Maine Chairlift Injures 7 In Freak Accident
It was a parent’s nightmare today as many families witnessed a chairlift accident at Sugarloaf Ski Area in Maine. The King Pine lift’s brakes failed around 11:30 a.m., sending about nine chairs backward through the bullwheel and injuring seven guests. While no one was critically hurt, three are resting comfortably now in the hospital. It took operations about two hours to evacuate 204 people from the lift but some had already launched from the lift, attempting to jump to safety before it was too late.

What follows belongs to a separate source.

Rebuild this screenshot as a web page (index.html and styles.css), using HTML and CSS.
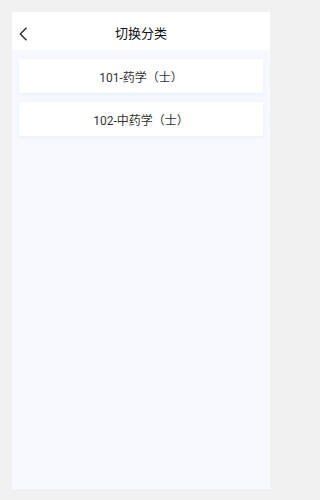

“The lift was dangerous and erratic as it circled the wrong way around the bullwheel at the bottom. Chairs were swinging people off and into the chairlift structure (pole),” said guest David Souweine who happened to think quickly enough to yank out his cellphone and catch the action. “The lift at that location was 10-15 feet with soft snow underneath. The (chairlift accident) injuries were from people swung by the bullwheel (big wheel where the lift changes direction) not from those bailing off the chairs.“
“Jumping was the correct and safest action at the time. Gravity will yank the people loaded, backwards, RAPIDLY, into a concrete and steel structure, then spin around 180 degrees with you flying off into said structure,” said YouTube’s ScottieBoo. “It was the fact the brakes were not kicking in, if it never braked every single person near the top of the lift would be flying backwards at near terminal velocity which is unsafe to jump from.“
The fixed-grip quad lift was inspected and certified to operate last October according to a press release on Sugarloaf’s website but it is now closed pending a close investigation by the Maine Board of Elevator and Tramway Safety. Sugarloaf is set to host the U.S. Alpine Championship, March 25-29, so this kind of wreck is not the exposure they were hoping for; especially as it was only four seasons ago that Sugarloaf’s Spillway East lift derailed, dropping nine chairs to the ground and putting eight people in the hospital.
In Utah ski lifts accidents are rare and usually occur when someone falls off. The last time anything mecahnical happened in Utah was in 1966 when two ladies died after being thrown off a scenic, summer lift ride at Sundance Resort.